R.A : Quels bons souvenirs gardes-tu en tant que joueur, en club et en sélection ?

FK : En club, je peux dire que c’est la fierté d’avoir été, avec le Baltimore SC de Saint-Marc, champion national, d’avoir joué la Ligue des Champions de la CONCACAF avec le Don Bosco FC de Pétion-Ville, aussi de représenter le pays à l’échelle internationale. Le dernier exploit en Gold Cup 2019 où j’ai joué un seul match, certes, mais c’était comme si j’avais fait tout le parcours avec mes coéquipiers, vu la façon dont je me sentais au sein du groupe. Nous étions une famille. Nous étions unis. C’est un exploit auquel je fais partie.

FK: Adé 4. Pourquoi le 4, est-ce un choix personnel, ce numéro veut-il dire quelque chose pour toi ?

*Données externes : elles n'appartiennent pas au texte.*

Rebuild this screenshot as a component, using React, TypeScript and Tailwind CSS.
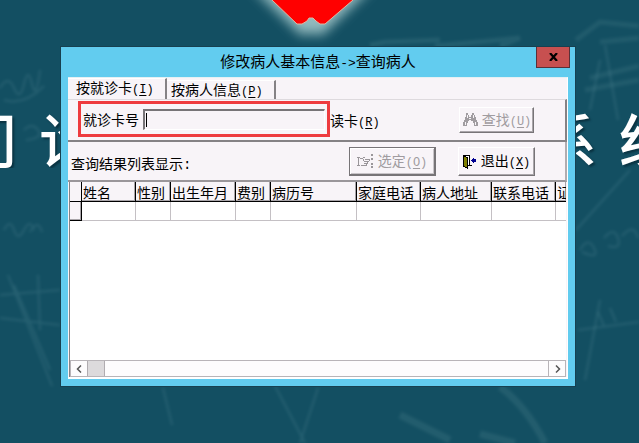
import type { ReactNode } from "react";

const columns = [
  { name: "姓名", width: "w-[54px]" },
  { name: "性别", width: "w-[35px]" },
  { name: "出生年月", width: "w-[65px]" },
  { name: "费别", width: "w-[35px]" },
  { name: "病历号", width: "w-[86px]" },
  { name: "家庭电话", width: "w-[64px]" },
  { name: "病人地址", width: "w-[71px]" },
  { name: "联系电话", width: "w-[64px]" },
  { name: "证", width: "" },
];

function Key({ children }: { children: string }) {
  return (
    <span className="font-['Liberation_Mono',monospace] text-[12px]">
      (<span className="underline underline-offset-2">{children}</span>)
    </span>
  );
}

function Backdrop() {
  return (
    <svg
      className="absolute inset-0 h-full w-full"
      viewBox="0 0 639 443"
      preserveAspectRatio="xMidYMin slice"
      aria-hidden="true"
    >
      <defs>
        <filter id="chalk" x="-10%" y="-10%" width="120%" height="120%">
          <feGaussianBlur stdDeviation="1.5" />
        </filter>
        <filter id="glow" x="-50%" y="-50%" width="200%" height="200%">
          <feGaussianBlur stdDeviation="6" />
        </filter>
      </defs>
      <g filter="url(#chalk)" fill="none" stroke="#6fa0a8" strokeOpacity="0.2" strokeWidth="2">
        <path d="M8 275 L52 386 M0 295 L60 290 M0 318 L60 325 M14 285 L50 370 M38 275 L40 330" />
        <path d="M0 88 q8 -14 14 0 t10 -4 t8 0 t8 -14 M4 100 q20 6 40 -14" />
        <path d="M4 230 q6 -12 10 0 t10 0 t10 0 M30 232 q8 -14 12 0 M24 130 q8 -8 14 0 t-12 10" />
        <path d="M163 388 L172 425 M275 386 L305 443 M318 388 L300 443" />
        <path strokeWidth="7" strokeOpacity="0.16" d="M500 387 Q525 405 545 443 M400 415 L450 440 M480 434 L515 443" />
        <path strokeWidth="5" strokeOpacity="0.16" d="M370 45 L385 42 L440 40 M435 46 L520 38 L500 46" />
        <path strokeWidth="5" strokeOpacity="0.14" d="M576 40 L600 22 L639 26 M590 78 L639 66 M585 90 L639 80 M600 42 L639 38" />
        <path d="M605 45 L618 120 M600 60 L590 110" />
        <path d="M578 330 L639 322 M598 312 L604 326 M610 308 L616 322 M580 250 q8 -14 14 -2 t-12 4 M604 238 q10 -12 14 0 t-10 8 M622 236 q12 -14 16 2" />
        <path d="M600 300 L585 380 M630 170 L576 230" />
      </g>
      <path
        d="M256 -10 L302 34 Q311 30 321 34 L368 -10 Z"
        fill="#b2d4d4"
        stroke="#b2d4d4"
        strokeWidth="3"
        opacity="0.8"
        filter="url(#glow)"
      />
      <path
        d="M262 -10 L272 0 L297 24 L302 24 L307 21 L309 18 L313 18 L316 21 L320 24 L325 24 L353 0 L363 -10 Z"
        fill="#ff0000"
        stroke="#e0b5a0"
        strokeWidth="1"
      />
    </svg>
  );
}

function Caption({ children }: { children: ReactNode }) {
  return (
    <div className="flex gap-[22px] text-[58px] leading-[60px] font-medium text-white [text-shadow:2px_2px_2px_#0a3342]">
      {children}
    </div>
  );
}

function Binoculars() {
  return (
    <svg width="16" height="14" viewBox="0 0 16 14" shapeRendering="crispEdges" aria-hidden="true">
      <path
        fill="#a09ca0"
        d="M4 0h2v2h1v2h2V2h1V0h2v2h1v2h1v3h1v2h1v4h-4v-3h-1V8H9V7H7v1H6v2H5v3H1V9h1V7h1V4h1z"
      />
      <path fill="#f8f4f8" d="M5 2h1v3H5zM11 2h1v3h-1zM3 9h1v3H3zM13 9h1v3h-1zM7 5h2v1H7z" />
    </svg>
  );
}

function Hand() {
  return (
    <svg width="17" height="14" viewBox="0 0 17 14" shapeRendering="crispEdges" aria-hidden="true">
      <path
        fill="none"
        stroke="#9a969a"
        d="M0 3.5h3M1.5 3v8M0 11.5h3M3 4.5h3M6 3.5h2M8 5.5h4M12.5 5v2M7 7.5h5M10.5 8v2M7 9.5h3M9.5 10v2M4 11.5h5M6.500 5v2"
      />
      <path fill="#9a969a" d="M14 0h2v2h-2zM14 4h2v2h-2zM14 9h2v2h-2zM14 12h2v2h-2z" />
    </svg>
  );
}

function Door() {
  return (
    <svg width="14" height="14" viewBox="0 0 14 14" shapeRendering="crispEdges" aria-hidden="true">
      <path d="M0.500 0.500h6v10h-6z" fill="#fff" stroke="#000" />
      <path d="M0.500 0.500L4.500 3v10.500L0.500 11z" fill="#808000" stroke="#000" />
      <path d="M8 5h1V4h1V3h1v1h2v3h-2v1h-1V7H9V6H8z" fill="#000090" />
      <path d="M5 10.500h4" stroke="#000" />
    </svg>
  );
}

function Chevron({ d }: { d: string }) {
  return (
    <svg width="7" height="8" viewBox="0 0 7 8" aria-hidden="true">
      <path d={d} fill="none" stroke="#555" strokeWidth="1.500" />
    </svg>
  );
}

const raised =
  "flex items-center justify-center border border-t-white border-l-white border-r-[#777477] border-b-[#777477] shadow-[inset_-1px_-1px_0_#aaa6aa]";

export default function App() {
  return (
    <main className="relative min-h-screen overflow-hidden bg-[#134f62] pt-[47px] pb-14 font-['Noto_Sans_CJK_SC',sans-serif] text-[14px] leading-4 text-black">
      <Backdrop />
      <div className="absolute inset-x-0 top-[108px] flex justify-between overflow-hidden" aria-hidden="true">
        <div className="-ml-[41px]">
          <Caption>
            <span>门</span>
            <span>诊</span>
          </Caption>
        </div>
        <div className="-mr-[38px]">
          <Caption>
            <span>系</span>
            <span>统</span>
          </Caption>
        </div>
      </div>

      <section
        aria-label="修改病人基本信息->查询病人"
        className="relative mr-16 ml-[61px] bg-[#62ccef] px-[7px] pb-[7px] shadow-[0_0_0_1px_#174050]"
      >
        <header className="grid h-[30px] grid-cols-[1fr_auto_1fr]">
          <h1 className="col-start-2 pt-[5px] text-[15px] leading-[18px]">
            修改病人基本信息<span className="font-['Liberation_Mono',monospace] text-[13px]">-&gt;</span>查询病人
          </h1>
          <button
            type="button"
            aria-label="关闭"
            className="mr-[-2px] flex h-[21px] w-[34px] items-center justify-center justify-self-end border border-t-0 border-[#5a3038] bg-[#c75050]"
          >
            <svg width="9" height="8" viewBox="0 0 9 8" aria-hidden="true">
              <path d="M1 0l7 8M8 0L1 8" stroke="#000" strokeWidth="2.200" />
            </svg>
          </button>
        </header>

        <div className="border-t border-r border-b-2 border-white border-t-[#e4f0f4] bg-[#f8f4f8]">
          <div role="tablist" className="flex h-[21px] items-end">
            <button
              type="button"
              role="tab"
              aria-selected="true"
              className="h-[21px] w-[99px] border-t border-r-2 border-t-white border-r-[#858285] pb-1 pl-2 text-left"
            >
              按就诊卡<Key>I</Key>
            </button>
            <button
              type="button"
              role="tab"
              aria-selected="false"
              className="h-[19px] w-[109px] border-t border-r-2 border-t-white border-r-[#858285] pl-1 text-left"
            >
              按病人信息<Key>P</Key>
            </button>
          </div>

          <div
            role="tabpanel"
            className="flex h-[43px] items-start border-t border-r-2 border-b-2 border-t-[#dedade] border-r-[#858285] border-b-[#858285] pl-[10px]"
          >
            <label className="mt-px flex h-9 w-[252px] items-center border-3 border-[#ee3b3f] pr-[2px] pl-[2px]">
              <span className="w-[60px] shrink-0">就诊卡号</span>
              <span className="relative flex min-w-0 flex-1">
                <input
                  type="text"
                  className="h-[21px] w-full min-w-0 border border-t-2 border-l-2 border-t-[#777477] border-r-white border-b-white border-l-[#777477] bg-[#f8f4f8] px-1 outline-none"
                />
                <span className="absolute top-1 left-[3px] h-[14px] w-px bg-black" />
              </span>
            </label>
            <span className="mt-3 flex-1">
              读卡<Key>R</Key>
            </span>
            <button
              type="button"
              disabled
              className={`${raised} mt-[7px] mr-[31px] h-[26px] w-[75px] gap-1 text-[#a09ca0]`}
            >
              <Binoculars />
              <span>
                查找<Key>U</Key>
              </span>
            </button>
          </div>

          <div className="flex h-10 items-start border-r-2 border-b-2 border-r-[#b0acb0] border-b-[#9a969a] pl-[3px]">
            <p className="mt-[13px] flex-1">
              查询结果列表显示<span className="font-['Liberation_Mono',monospace]">:</span>
            </p>
            <button
              type="button"
              disabled
              className="mt-[5px] flex h-[29px] w-[87px] items-center justify-center gap-1 border border-r-2 border-b-2 border-[#777477] text-[#a09ca0] shadow-[inset_1px_1px_0_#fff,inset_-1px_-1px_0_#c8c4c8]"
            >
              <Hand />
              <span>
                选定<Key>O</Key>
              </span>
            </button>
            <button type="button" className={`${raised} mt-[5px] mr-[30px] ml-[22px] h-[29px] w-[77px] gap-1`}>
              <Door />
              <span>
                退出<Key>X</Key>
              </span>
            </button>
          </div>

          <div className="mr-px ml-px flex min-h-[195px] flex-col border-l border-l-[#858285] bg-white">
            <table className="w-full table-fixed border-separate border-spacing-0">
              <thead>
                <tr className="bg-[#f8f4f8]">
                  <th className="h-5 w-3 border-r border-b border-black p-0" />
                  {columns.map((column) => (
                    <th
                      key={column.name}
                      className={`${column.width} h-5 overflow-hidden border-r border-b border-black p-0 pl-px text-left font-normal whitespace-nowrap shadow-[inset_-1px_-1px_0_#a8a4a8] last:border-r-0`}
                    >
                      {column.name}
                    </th>
                  ))}
                </tr>
              </thead>
              <tbody>
                <tr>
                  <td className="h-[19px] border-r border-b border-black bg-[#f8f4f8] p-0 shadow-[inset_-1px_-1px_0_#a8a4a8]" />
                  {columns.map((column) => (
                    <td key={column.name} className="border-r border-b border-[#c4c0c4] p-0 last:border-r-0" />
                  ))}
                </tr>
              </tbody>
            </table>
            <div className="mt-auto flex h-[17px] border border-[#b8b4b8] bg-[#fdfcfd]">
              <button type="button" aria-label="向左滚动" className="flex w-4 items-center justify-center">
                <Chevron d="M5 0.500L1.500 4L5 7.500" />
              </button>
              <span className="w-[18px] border-x border-[#b0acb0] bg-[#dcdadc]" />
              <span className="flex-1" />
              <button
                type="button"
                aria-label="向右滚动"
                className="flex w-[17px] items-center justify-center border-l border-[#b8b4b8]"
              >
                <Chevron d="M2 0.500L5.500 4L2 7.500" />
              </button>
            </div>
          </div>
        </div>
      </section>
    </main>
  );
}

R.A : J’ai toujours aimé le 6, mais aussi le 4. Au Baltimore SC de Saint-Marc, je portais le numéro 6. Au Santiago Morning, j’ai commencé avec le numéro 27 lors de ma première saison. Mais, Sergio Ramos est mon idole, je le suis de près. Il porte le numéro 4. Donc, j’ai fini par exiger le 4 lors de ma deuxième saison et depuis c’est devenu mon numéro fétiche en club et en sélection.

FK : Sur Instagram, on voit souvent Ade4las, c’est quoi 4las ?

R.A : Rires… le 4las ne fait pas partie du football. Même ici au Chili, quand ils écrivent quelque chose à mon intention, ils mettent 4las. Les 4 las c’est juste un groupe de 4 amis. On se considèrent comme des frères.